Today: North American freight railroads are the world’s best.
By permitting a more customer-focused, market-based approach to railroading, the Staggers Rail Act has greatly benefited railroads, their customers, and our economy at large. Sustained investment in technology and infrastructure, along with modernized operations, has allowed railroads to create a smarter, safer and more responsive network that meets evolving customer needs while delivering a more prosperous future for America.
- Increased Productivity & Market Share: Since Staggers, railroads have increased their productivity far more quickly than most other industries. Overall rail industry productivity was flat for many years prior to Staggers but is up more than 150% since then.

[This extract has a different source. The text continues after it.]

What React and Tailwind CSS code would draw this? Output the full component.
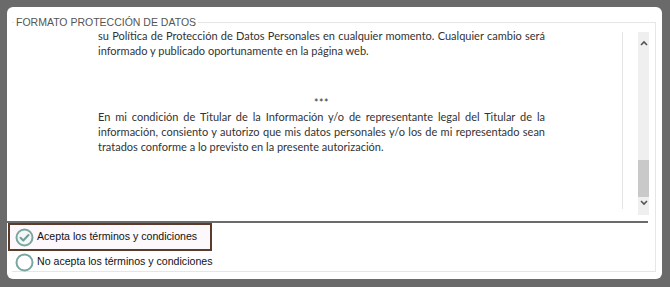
import React from "react";

function Chevron({ up }) {
  return (
    <svg width="8" height="6" viewBox="0 0 8 6" className="block">
      <path
        d={up ? "M1 5 L4 2 L7 5" : "M1 1 L4 4 L7 1"}
        fill="none"
        stroke="#555"
        strokeWidth="1.6"
      />
    </svg>
  );
}

function Radio({ checked }) {
  return (
    <svg width="19" height="19" viewBox="0 0 19 19" className="block shrink-0">
      <circle cx="9.5" cy="9.5" r="8" fill={checked ? "#f3f8f7" : "#ffffff"} stroke="#7aa6a0" strokeWidth="2" />
      {checked && (
        <path d="M5.5 9.8 L8.3 12.5 L13.5 7" fill="none" stroke="#6f9e98" strokeWidth="2" strokeLinecap="round" strokeLinejoin="round" />
      )}
    </svg>
  );
}

export default function App() {
  const body = "font-['Lato','Open_Sans',sans-serif] text-[11px] leading-[15px] text-[#333]";
  const just = "text-justify [text-align-last:left]";
  return (
    <div className="w-[670px] h-[287px] bg-[#6a6a6a] pt-[7px] pl-[7px] pr-[8px] pb-[8px]">
      <div className="w-[655px] h-[272px] bg-white rounded-[6px] pt-[15px] pl-[5px]">
        <div className="relative w-[644px] h-[250px] border-t border-r border-b border-[#e6e6e6]">
          <span className="absolute left-[2px] top-[-8px] bg-white px-[2px] font-['Liberation_Sans',Arial,sans-serif] text-[10.5px] leading-[14px] text-[#555]">
            FORMATO PROTECCIÓN DE DATOS
          </span>
          <div className="flex h-[198px]">
            <div className="w-[610px] overflow-hidden pt-[5px] pl-[86px]">
              <div className={`w-[447px] ${body}`}>
                <p className={just}>
                  su Política de Protección de Datos Personales en cualquier momento. Cualquier cambio será informado y publicado oportunamente en la página web.
                </p>
                <p className="mt-[40px] text-center text-[10.5px] leading-[10px] tracking-[0.5px]">***</p>
                <p className={`mt-[1px] ${just}`}>
                  En mi condición de Titular de la Información y/o de representante legal del Titular de la información, consiento y autorizo que mis datos personales y/o los de mi representado sean tratados conforme a lo previsto en la presente autorización.
                </p>
              </div>
            </div>
            <div className="w-px bg-[#e4e4e4] mt-[9px] h-[177px]" />
            <div className="ml-[15px] w-[11px] mt-[9px] h-[183px] bg-[#efefef] flex flex-col">
              <div className="h-[22px] flex items-center justify-center">
                <Chevron up />
              </div>
              <div className="h-[106px]" />
              <div className="h-[37px] bg-[#c9c9c9]" />
              <div className="pt-[3px] flex justify-center">
                <Chevron />
              </div>
            </div>
          </div>
          <div className="-ml-[5px] w-[641px] h-[2px] bg-[#6b6b6b]" />
          <div className="-ml-[4px] font-['Liberation_Sans',Arial,sans-serif] text-[10.6px] text-[#111] whitespace-nowrap">
            <div className="w-[204px] h-[28px] border-2 border-[#5b3b2b] bg-[#fdf8fb] flex items-center pl-[5px] gap-[3px]">
              <Radio checked />
              <span>Acepta los términos y condiciones</span>
            </div>
            <div className="h-[22px] flex items-center pl-[7px] gap-[3px]">
              <Radio />
              <span>No acepta los términos y condiciones</span>
            </div>
          </div>
        </div>
      </div>
    </div>
  );
}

- Customer Savings: These productivity gains have been largely passed through to rail customers in the form of lower rates. Since the Staggers Rail Act was passed, average rail rates (measured by inflation-adjusted revenue per ton-mile) are 40% lower today than in 1980. This means the average rail shipper can move much more freight for the same price it paid more than 40 years ago.
- Growing Intercity Market Share: After decades of decline, the rail intercity market share (measured in ton-miles) began to grow in an expanding freight transportation marketplace.
- Massive Investments & Better Financial Health: Freight railroads have poured approximately $780 billion of their own funds back into their operations to create a national freight rail network that is second to none in the world.
- Increased Safety: Between 2000 and 2021, the train accident rate was down 33% and between 2012 and 2021, the hazmat accident rate was down 55%. The rail employee injury rate in 2020 was an all-time low.
- Strong Short lines: Short line and regional railroads, most of which are new since Staggers, operate approximately 45,000 route miles in 49 states, preserving rail service and rail jobs that otherwise would have been lost if not for the Staggers Rail Act.